PROBLEM TO SOLVE:
Reproduce the listing below without changes, except that pictures are left out.

--- START DATA EXCERPT ---

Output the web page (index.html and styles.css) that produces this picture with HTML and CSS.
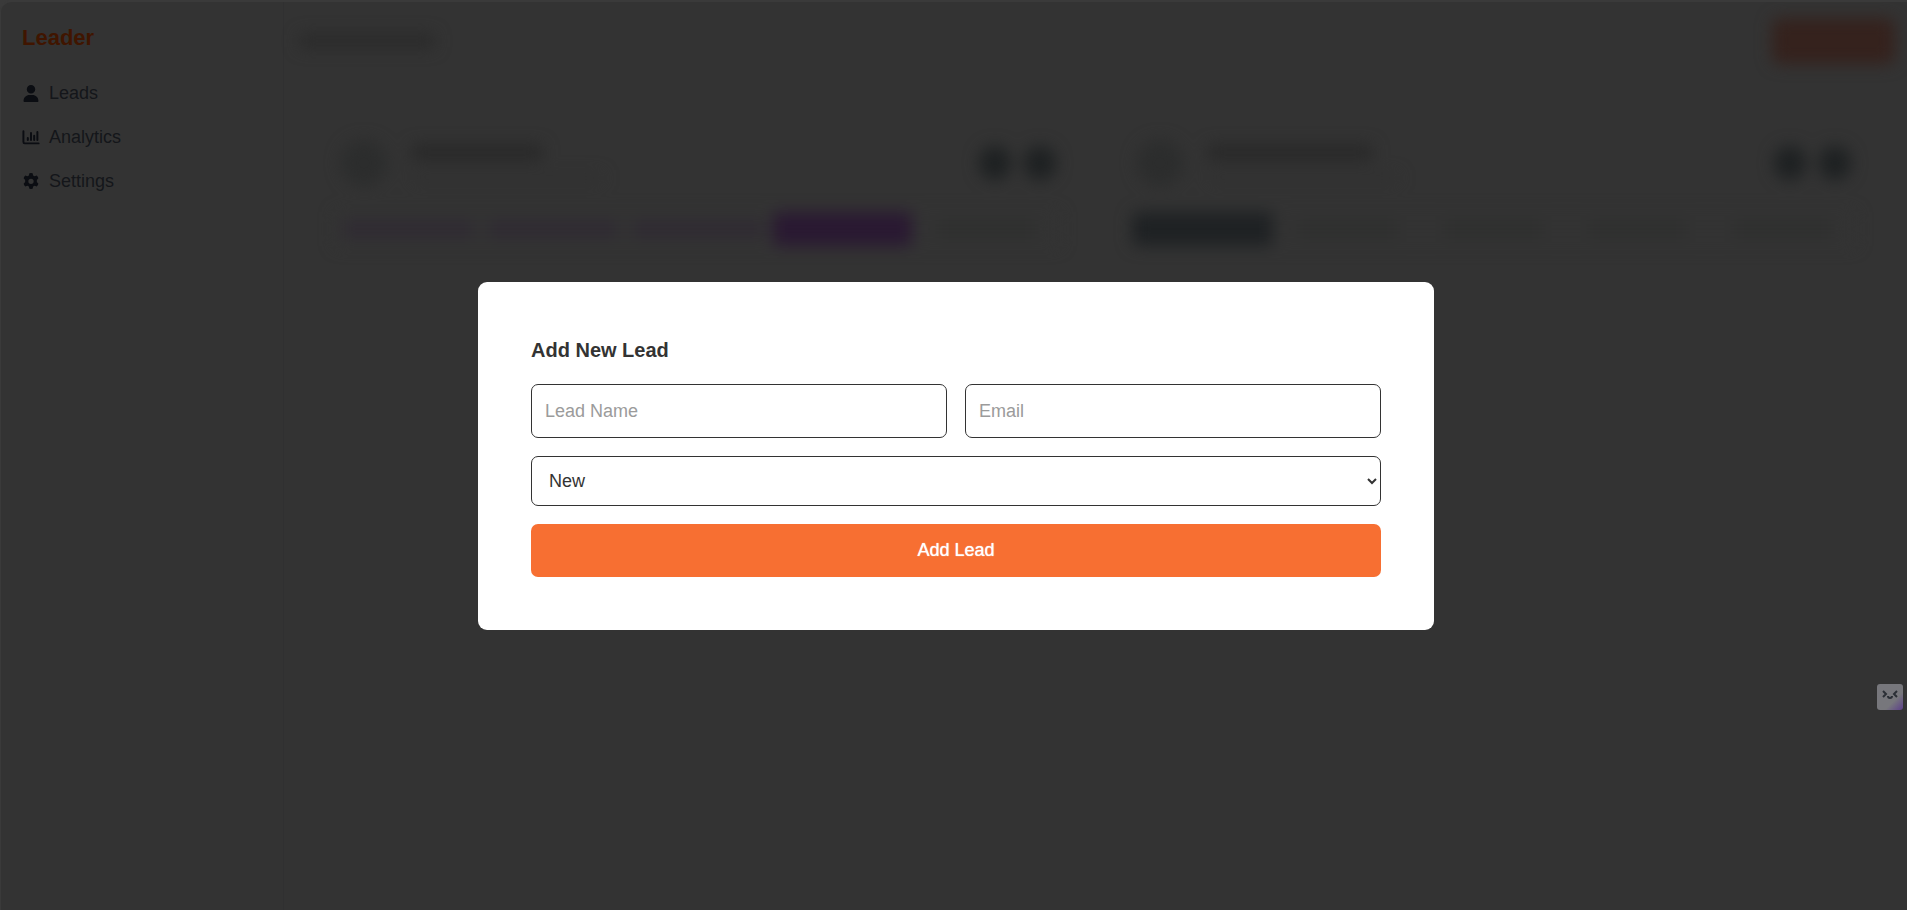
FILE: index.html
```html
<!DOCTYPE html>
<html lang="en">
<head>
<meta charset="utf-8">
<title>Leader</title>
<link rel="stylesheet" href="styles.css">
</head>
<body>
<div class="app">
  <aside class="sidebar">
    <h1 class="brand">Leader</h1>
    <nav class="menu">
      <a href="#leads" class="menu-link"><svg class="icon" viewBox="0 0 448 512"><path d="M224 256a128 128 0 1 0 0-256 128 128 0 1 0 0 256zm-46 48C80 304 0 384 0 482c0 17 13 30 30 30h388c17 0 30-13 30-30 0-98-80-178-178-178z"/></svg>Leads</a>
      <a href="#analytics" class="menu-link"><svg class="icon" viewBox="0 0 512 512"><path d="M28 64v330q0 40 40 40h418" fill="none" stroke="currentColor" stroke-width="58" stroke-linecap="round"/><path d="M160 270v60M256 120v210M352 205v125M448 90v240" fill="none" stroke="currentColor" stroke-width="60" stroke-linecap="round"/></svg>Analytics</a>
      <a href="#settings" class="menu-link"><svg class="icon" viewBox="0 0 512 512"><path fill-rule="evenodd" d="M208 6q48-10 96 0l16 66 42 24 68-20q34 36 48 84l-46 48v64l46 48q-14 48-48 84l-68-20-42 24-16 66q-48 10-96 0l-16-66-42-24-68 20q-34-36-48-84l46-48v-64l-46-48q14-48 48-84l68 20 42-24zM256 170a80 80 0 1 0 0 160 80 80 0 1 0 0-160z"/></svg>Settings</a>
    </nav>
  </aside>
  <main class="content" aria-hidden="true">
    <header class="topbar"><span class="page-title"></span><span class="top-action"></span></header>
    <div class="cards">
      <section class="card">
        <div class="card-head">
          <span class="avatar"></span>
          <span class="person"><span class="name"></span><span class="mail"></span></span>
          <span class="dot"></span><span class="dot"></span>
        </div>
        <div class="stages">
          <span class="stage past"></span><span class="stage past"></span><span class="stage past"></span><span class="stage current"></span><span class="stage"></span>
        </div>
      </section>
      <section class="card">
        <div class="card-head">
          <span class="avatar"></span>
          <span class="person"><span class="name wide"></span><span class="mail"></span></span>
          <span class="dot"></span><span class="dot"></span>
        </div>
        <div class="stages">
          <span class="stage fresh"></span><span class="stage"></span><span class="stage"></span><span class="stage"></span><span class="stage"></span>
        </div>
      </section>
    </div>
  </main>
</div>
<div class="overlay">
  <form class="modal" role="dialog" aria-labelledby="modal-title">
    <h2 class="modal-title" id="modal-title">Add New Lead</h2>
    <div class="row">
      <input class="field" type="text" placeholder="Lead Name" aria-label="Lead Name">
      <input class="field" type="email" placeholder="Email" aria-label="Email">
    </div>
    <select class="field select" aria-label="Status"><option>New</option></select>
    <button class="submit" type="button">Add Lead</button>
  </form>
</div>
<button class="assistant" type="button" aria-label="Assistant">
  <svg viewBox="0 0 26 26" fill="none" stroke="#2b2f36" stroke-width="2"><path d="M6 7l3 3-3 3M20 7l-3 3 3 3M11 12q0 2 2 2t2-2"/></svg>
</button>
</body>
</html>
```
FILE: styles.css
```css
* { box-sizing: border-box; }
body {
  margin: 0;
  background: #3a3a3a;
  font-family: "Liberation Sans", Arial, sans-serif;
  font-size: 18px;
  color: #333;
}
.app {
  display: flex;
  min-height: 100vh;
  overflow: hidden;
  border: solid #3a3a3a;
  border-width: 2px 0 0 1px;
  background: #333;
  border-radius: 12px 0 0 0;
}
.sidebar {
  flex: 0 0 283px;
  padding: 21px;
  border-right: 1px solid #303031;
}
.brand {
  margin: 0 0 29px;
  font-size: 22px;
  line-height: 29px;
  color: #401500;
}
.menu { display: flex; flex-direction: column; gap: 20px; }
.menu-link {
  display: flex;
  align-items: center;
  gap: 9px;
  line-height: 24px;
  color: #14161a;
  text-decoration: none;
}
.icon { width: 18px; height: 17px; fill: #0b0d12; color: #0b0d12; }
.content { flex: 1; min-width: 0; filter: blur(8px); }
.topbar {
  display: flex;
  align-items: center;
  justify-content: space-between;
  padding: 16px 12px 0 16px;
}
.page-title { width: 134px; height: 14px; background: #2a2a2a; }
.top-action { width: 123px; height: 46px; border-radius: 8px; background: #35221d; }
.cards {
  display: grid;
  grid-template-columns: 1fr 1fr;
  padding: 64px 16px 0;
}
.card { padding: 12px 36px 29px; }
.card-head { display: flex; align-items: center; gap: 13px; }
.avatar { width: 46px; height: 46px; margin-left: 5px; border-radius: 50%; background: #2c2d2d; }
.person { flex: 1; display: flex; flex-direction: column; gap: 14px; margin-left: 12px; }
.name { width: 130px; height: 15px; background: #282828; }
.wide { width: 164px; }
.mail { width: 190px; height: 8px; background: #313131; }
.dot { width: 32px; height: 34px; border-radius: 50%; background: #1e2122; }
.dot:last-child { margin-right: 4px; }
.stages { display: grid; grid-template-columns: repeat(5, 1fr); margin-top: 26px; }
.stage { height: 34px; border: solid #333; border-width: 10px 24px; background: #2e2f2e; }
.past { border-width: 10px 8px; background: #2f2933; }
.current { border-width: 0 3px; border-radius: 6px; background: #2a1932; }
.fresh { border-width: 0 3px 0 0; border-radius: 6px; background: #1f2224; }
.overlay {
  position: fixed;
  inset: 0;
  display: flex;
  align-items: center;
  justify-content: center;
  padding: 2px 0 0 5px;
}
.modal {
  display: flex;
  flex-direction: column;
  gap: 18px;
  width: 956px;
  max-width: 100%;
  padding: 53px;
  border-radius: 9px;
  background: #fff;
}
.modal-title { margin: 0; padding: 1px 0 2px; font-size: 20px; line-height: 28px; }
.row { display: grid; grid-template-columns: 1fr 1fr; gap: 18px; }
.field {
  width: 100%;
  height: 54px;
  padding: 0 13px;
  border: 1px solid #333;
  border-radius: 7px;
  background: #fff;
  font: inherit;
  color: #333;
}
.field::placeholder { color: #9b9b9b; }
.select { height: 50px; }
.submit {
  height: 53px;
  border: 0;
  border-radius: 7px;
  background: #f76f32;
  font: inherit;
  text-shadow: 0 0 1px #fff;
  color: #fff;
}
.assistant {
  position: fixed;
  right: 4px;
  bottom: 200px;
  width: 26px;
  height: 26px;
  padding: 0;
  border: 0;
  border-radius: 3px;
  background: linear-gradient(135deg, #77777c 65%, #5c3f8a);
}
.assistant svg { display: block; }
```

--- END DATA EXCERPT ---

ANSWER TO THE PROBLEM:
Output the web page (index.html and styles.css) that produces this picture with HTML and CSS.
FILE: index.html
```html
<!DOCTYPE html>
<html lang="en">
<head>
<meta charset="utf-8">
<title>Leader</title>
<link rel="stylesheet" href="styles.css">
</head>
<body>
<div class="app">
  <aside class="sidebar">
    <h1 class="brand">Leader</h1>
    <nav class="menu">
      <a href="#leads" class="menu-link"><svg class="icon" viewBox="0 0 448 512"><path d="M224 256a128 128 0 1 0 0-256 128 128 0 1 0 0 256zm-46 48C80 304 0 384 0 482c0 17 13 30 30 30h388c17 0 30-13 30-30 0-98-80-178-178-178z"/></svg>Leads</a>
      <a href="#analytics" class="menu-link"><svg class="icon" viewBox="0 0 512 512"><path d="M28 64v330q0 40 40 40h418" fill="none" stroke="currentColor" stroke-width="58" stroke-linecap="round"/><path d="M160 270v60M256 120v210M352 205v125M448 90v240" fill="none" stroke="currentColor" stroke-width="60" stroke-linecap="round"/></svg>Analytics</a>
      <a href="#settings" class="menu-link"><svg class="icon" viewBox="0 0 512 512"><path fill-rule="evenodd" d="M208 6q48-10 96 0l16 66 42 24 68-20q34 36 48 84l-46 48v64l46 48q-14 48-48 84l-68-20-42 24-16 66q-48 10-96 0l-16-66-42-24-68 20q-34-36-48-84l46-48v-64l-46-48q14-48 48-84l68 20 42-24zM256 170a80 80 0 1 0 0 160 80 80 0 1 0 0-160z"/></svg>Settings</a>
    </nav>
  </aside>
  <main class="content" aria-hidden="true">
    <header class="topbar"><span class="page-title"></span><span class="top-action"></span></header>
    <div class="cards">
      <section class="card">
        <div class="card-head">
          <span class="avatar"></span>
          <span class="person"><span class="name"></span><span class="mail"></span></span>
          <span class="dot"></span><span class="dot"></span>
        </div>
        <div class="stages">
          <span class="stage past"></span><span class="stage past"></span><span class="stage past"></span><span class="stage current"></span><span class="stage"></span>
        </div>
      </section>
      <section class="card">
        <div class="card-head">
          <span class="avatar"></span>
          <span class="person"><span class="name wide"></span><span class="mail"></span></span>
          <span class="dot"></span><span class="dot"></span>
        </div>
        <div class="stages">
          <span class="stage fresh"></span><span class="stage"></span><span class="stage"></span><span class="stage"></span><span class="stage"></span>
        </div>
      </section>
    </div>
  </main>
</div>
<div class="overlay">
  <form class="modal" role="dialog" aria-labelledby="modal-title">
    <h2 class="modal-title" id="modal-title">Add New Lead</h2>
    <div class="row">
      <input class="field" type="text" placeholder="Lead Name" aria-label="Lead Name">
      <input class="field" type="email" placeholder="Email" aria-label="Email">
    </div>
    <select class="field select" aria-label="Status"><option>New</option></select>
    <button class="submit" type="button">Add Lead</button>
  </form>
</div>
<button class="assistant" type="button" aria-label="Assistant">
  <svg viewBox="0 0 26 26" fill="none" stroke="#2b2f36" stroke-width="2"><path d="M6 7l3 3-3 3M20 7l-3 3 3 3M11 12q0 2 2 2t2-2"/></svg>
</button>
</body>
</html>
```
FILE: styles.css
```css
* { box-sizing: border-box; }
body {
  margin: 0;
  background: #3a3a3a;
  font-family: "Liberation Sans", Arial, sans-serif;
  font-size: 18px;
  color: #333;
}
.app {
  display: flex;
  min-height: 100vh;
  overflow: hidden;
  border: solid #3a3a3a;
  border-width: 2px 0 0 1px;
  background: #333;
  border-radius: 12px 0 0 0;
}
.sidebar {
  flex: 0 0 283px;
  padding: 21px;
  border-right: 1px solid #303031;
}
.brand {
  margin: 0 0 29px;
  font-size: 22px;
  line-height: 29px;
  color: #401500;
}
.menu { display: flex; flex-direction: column; gap: 20px; }
.menu-link {
  display: flex;
  align-items: center;
  gap: 9px;
  line-height: 24px;
  color: #14161a;
  text-decoration: none;
}
.icon { width: 18px; height: 17px; fill: #0b0d12; color: #0b0d12; }
.content { flex: 1; min-width: 0; filter: blur(8px); }
.topbar {
  display: flex;
  align-items: center;
  justify-content: space-between;
  padding: 16px 12px 0 16px;
}
.page-title { width: 134px; height: 14px; background: #2a2a2a; }
.top-action { width: 123px; height: 46px; border-radius: 8px; background: #35221d; }
.cards {
  display: grid;
  grid-template-columns: 1fr 1fr;
  padding: 64px 16px 0;
}
.card { padding: 12px 36px 29px; }
.card-head { display: flex; align-items: center; gap: 13px; }
.avatar { width: 46px; height: 46px; margin-left: 5px; border-radius: 50%; background: #2c2d2d; }
.person { flex: 1; display: flex; flex-direction: column; gap: 14px; margin-left: 12px; }
.name { width: 130px; height: 15px; background: #282828; }
.wide { width: 164px; }
.mail { width: 190px; height: 8px; background: #313131; }
.dot { width: 32px; height: 34px; border-radius: 50%; background: #1e2122; }
.dot:last-child { margin-right: 4px; }
.stages { display: grid; grid-template-columns: repeat(5, 1fr); margin-top: 26px; }
.stage { height: 34px; border: solid #333; border-width: 10px 24px; background: #2e2f2e; }
.past { border-width: 10px 8px; background: #2f2933; }
.current { border-width: 0 3px; border-radius: 6px; background: #2a1932; }
.fresh { border-width: 0 3px 0 0; border-radius: 6px; background: #1f2224; }
.overlay {
  position: fixed;
  inset: 0;
  display: flex;
  align-items: center;
  justify-content: center;
  padding: 2px 0 0 5px;
}
.modal {
  display: flex;
  flex-direction: column;
  gap: 18px;
  width: 956px;
  max-width: 100%;
  padding: 53px;
  border-radius: 9px;
  background: #fff;
}
.modal-title { margin: 0; padding: 1px 0 2px; font-size: 20px; line-height: 28px; }
.row { display: grid; grid-template-columns: 1fr 1fr; gap: 18px; }
.field {
  width: 100%;
  height: 54px;
  padding: 0 13px;
  border: 1px solid #333;
  border-radius: 7px;
  background: #fff;
  font: inherit;
  color: #333;
}
.field::placeholder { color: #9b9b9b; }
.select { height: 50px; }
.submit {
  height: 53px;
  border: 0;
  border-radius: 7px;
  background: #f76f32;
  font: inherit;
  text-shadow: 0 0 1px #fff;
  color: #fff;
}
.assistant {
  position: fixed;
  right: 4px;
  bottom: 200px;
  width: 26px;
  height: 26px;
  padding: 0;
  border: 0;
  border-radius: 3px;
  background: linear-gradient(135deg, #77777c 65%, #5c3f8a);
}
.assistant svg { display: block; }
```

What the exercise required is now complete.